If anyone has read such a book, please tell me! I don’t think I have the energy to write one myself.
That would be amazing! I’ll definitely keep an eye out 🙂 let me know if you find anything.
I read a lot on human evolution but I am not sure I ever read a book such as you describe. I believe I got my start as a child reading ( not just looking at the pictures) the monthly National Geographic. I am sorry to say the only solution I see is for you to write the book but would be interested in any such book others may recommend!

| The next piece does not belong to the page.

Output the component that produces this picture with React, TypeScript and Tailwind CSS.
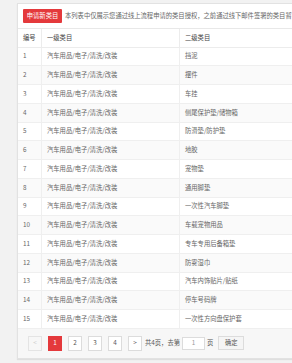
import React from "react";

const rows: [number, string][] = [
  [1, "挡泥"],
  [2, "摆件"],
  [3, "车挂"],
  [4, "侧尾保护垫/储物箱"],
  [5, "防滑垫/防护垫"],
  [6, "地胶"],
  [7, "宠物垫"],
  [8, "通用脚垫"],
  [9, "一次性汽车脚垫"],
  [10, "车载宠物用品"],
  [11, "专车专用后备箱垫"],
  [12, "防雾湿巾"],
  [13, "汽车内饰贴片/贴纸"],
  [14, "停车号码牌"],
  [15, "一次性方向盘保护套"],
];

export default function App() {
  return (
    <div
      className="w-[292px] h-[363px] overflow-hidden bg-[#f2f2f2] pt-[3px] pl-[17px] text-[6.3px] leading-none text-[#666]"
      style={{ fontFamily: '"Noto Sans CJK SC", "Noto Sans", sans-serif' }}
    >
      <div className="w-[300px] bg-white border border-[#e2e2e2] shadow-[0_1px_1px_rgba(0,0,0,0.08)]">
        <div className="h-[25px] flex items-center pl-[5px] border-b border-[#e8e8e8] whitespace-nowrap overflow-hidden">
          <div className="h-[14px] w-[39px] shrink-0 bg-[#e4393c] text-white flex items-center justify-center rounded-[1px]">
            申请新类目
          </div>
          <span className="ml-[3px] text-[#666]">
            本列表中仅展示您通过线上流程申请的类目授权，之前通过线下邮件签署的类目暂不展示
          </span>
        </div>
        <div className="flex h-[18.7px] items-center border-b border-[#ececec] text-[#444]">
          <div className="w-[24px] pl-[5px] h-full flex items-center border-r border-[#ececec]">编号</div>
          <div className="w-[138px] pl-[5px] h-full flex items-center border-r border-[#ececec]">一级类目</div>
          <div className="pl-[5px]">二级类目</div>
        </div>
        {rows.map(([n, name]) => (
          <div
            key={n}
            className={`flex h-[18.75px] items-center border-b border-[#efefef] ${n % 2 === 0 ? "bg-[#fafafa]" : "bg-white"}`}
          >
            <div className="w-[24px] pl-[5px] h-full flex items-center border-r border-[#efefef]">{n}</div>
            <div className="w-[138px] pl-[5px] h-full flex items-center border-r border-[#efefef]">汽车用品/电子/清洗/改装</div>
            <div className="pl-[5px]">{name}</div>
          </div>
        ))}
        <div className="h-[29px] bg-[#f7f7f7] flex items-center pl-[10px] whitespace-nowrap text-[#555]">
          <div className="flex gap-[6px]">
            <div className="w-[14px] h-[15px] border border-[#e4e4e4] bg-[#f7f7f7] text-[#ccc] flex items-center justify-center">&lt;</div>
            <div className="w-[14px] h-[15px] bg-[#e4393c] text-white flex items-center justify-center">1</div>
            <div className="w-[14px] h-[15px] border border-[#dcdcdc] bg-white flex items-center justify-center">2</div>
            <div className="w-[14px] h-[15px] border border-[#dcdcdc] bg-white flex items-center justify-center">3</div>
            <div className="w-[14px] h-[15px] border border-[#dcdcdc] bg-white flex items-center justify-center">4</div>
            <div className="w-[14px] h-[15px] border border-[#dcdcdc] bg-white flex items-center justify-center">&gt;</div>
          </div>
          <span className="ml-[3px]">共4页，去第</span>
          <div className="ml-[2px] w-[23px] h-[13px] border border-[#dcdcdc] bg-white flex items-center justify-center text-[#999]">1</div>
          <span className="ml-[2px]">页</span>
          <div className="ml-[5px] w-[26px] h-[14px] border border-[#dcdcdc] bg-[#f5f5f5] flex items-center justify-center">确定</div>
        </div>
      </div>
    </div>
  );
}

Maybe one day, we will have to see!
What a fun comparison! I’ve really enjoyed comparing books that cover similar topics lately and I enjoyed hearing about your experience doing the same. Both of the paragraphs you described from the first book sound like the belong in something academic, not a pop science book, so it is too bad the author makes the book’s audience unclear by oversimplifying other parts of the book.
I read Seven Skeletons and I found it interesting and approachable, but it was really focused on how those skeletons became a part of scientific and popular narratives. There wasn’t a whole lot of detail about how the paleoanthropology was done. It wasn’t bad, but it was lighter than I would have liked!
I’m glad you like it!! I had wanted to do this for a while but your post comparing books on the Camp Fire actually helped me figure out how to write it!
And I love that you have read and can speak to Seven Skeletons – that helps me out since I haven’t read it yet 😅 I also have Martin Meredith’s Born in Africa which I realized might be an actually good intro. So I have even more reading to do!